Virgil further explores the transgression of a woman in power in Book XI, with Camilla the warrior queen of the Volscians. Like Dido in Book I, Camilla is strong, composed, and regal.
Book XI of the epic is essentially Camilla’s oresteia, a catalog of her glorious and heroic moments. “Amid the carnage, like an Amazon, Camilla rode exultant, one breast bared for fighting ease, her quiver at her back…” (XI.880-883). The virgin queen kills many an enemy with ease. Her heroic exploits parallel those of numerous male counterparts. Book V of the Iliad is a well-renowned oresteia of the Achaian warrior Diomedes, whose killing rampage fells countless enemy Trojans.

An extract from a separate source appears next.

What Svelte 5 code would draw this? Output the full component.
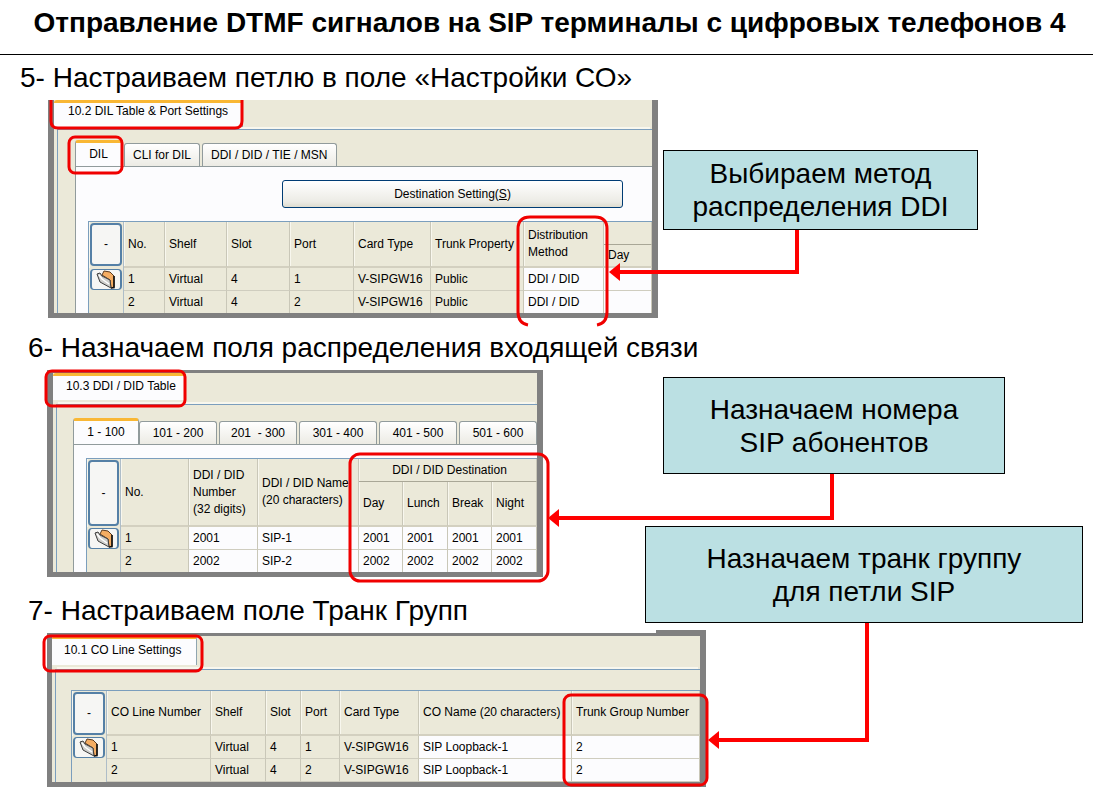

Virgil pointedly emphasizes the purity and chastity of Camilla throughout Book XI of the epic. Unlike Dido, the warrior queen is not corrupted by unchaste passions. Camilla is powerful because she is pure and thereby not hindered by weakness. Dido, on the other hand, commits suicide because she is a slave of passion. Before the arrival of Aeneas, Dido is fully in control of her realm. Thus, Carthage thrives under her leadership. The arrival of a love-interest damages Dido’s queenly demeanor. She becomes distracted and her leadership is flawed in the presence of Aeneas. Similarly, Camilla is the model of purity and potency until she meets her weakness on the battlefield. Her skills as a warrior rival those of the great epic heroes Achilles, Diomedes, and Hektor of the Iliad. However, Camilla inevitably succumbs to her weakness. After annihilating countless enemy warriors, the warrior queen meets magnificently adorned Arruns on the battleground. Camilla marvels at the beautiful warrior, thereby revealing her first hint of desire. “Blindly, as a huntress, following him…she rode on through a whole scattered squadron, recklessly, in a girl’s love of finery” (XI.1033-1066). Arruns notices that Camilla is distracted by his splendid armor. The warrior attacks the queen, and she dies instantly.
Throughout the Aeneid, Virgil suggests that a woman’s “problematic and undesirable behavior” is a sign of her tendency to succumb easily to weakness. In the beginning of the epic, Dido is a headstrong, even-tempered queen. She has prevailed over injustice and has led an entire people to a new home in Carthage. Under Dido’s leadership, the city is on its rise to glory. However, the arrival of Aeneas stirs the passions of the chaste queen, who begins to neglect her duties and pursues romance instead. Dido is completely engrossed in love for Aeneas when he abandons her. In a fit of impulsive madness, the queen takes her own life. Similarly, Amata is a victim of passionate frenzy. Her actions sow the seeds for civil strife between Trojans and Latins. In opposition to the success of Aeneas, Juno intervenes in mortal affairs and indirectly seizes Amata’s spirit. Unlike Dido, who is a victim of fate, Amata is punished by the gods. Finally, Camilla represents the ideal, chaste, powerful queen until she succumbs to her own weakness for “finery.” Like Dido, Camilla is ultimately corrupted by desire. Her tragic demise, like that of Dido, inevitably ensues. Essentially, Virgil is criticizing the frailty of women. In the final analysis, Dido, Amata, and Camilla are weaker than their male counterparts. Aeneas, Latinus, and Arruns prevail over these women because they do not yield to passion or sympathy.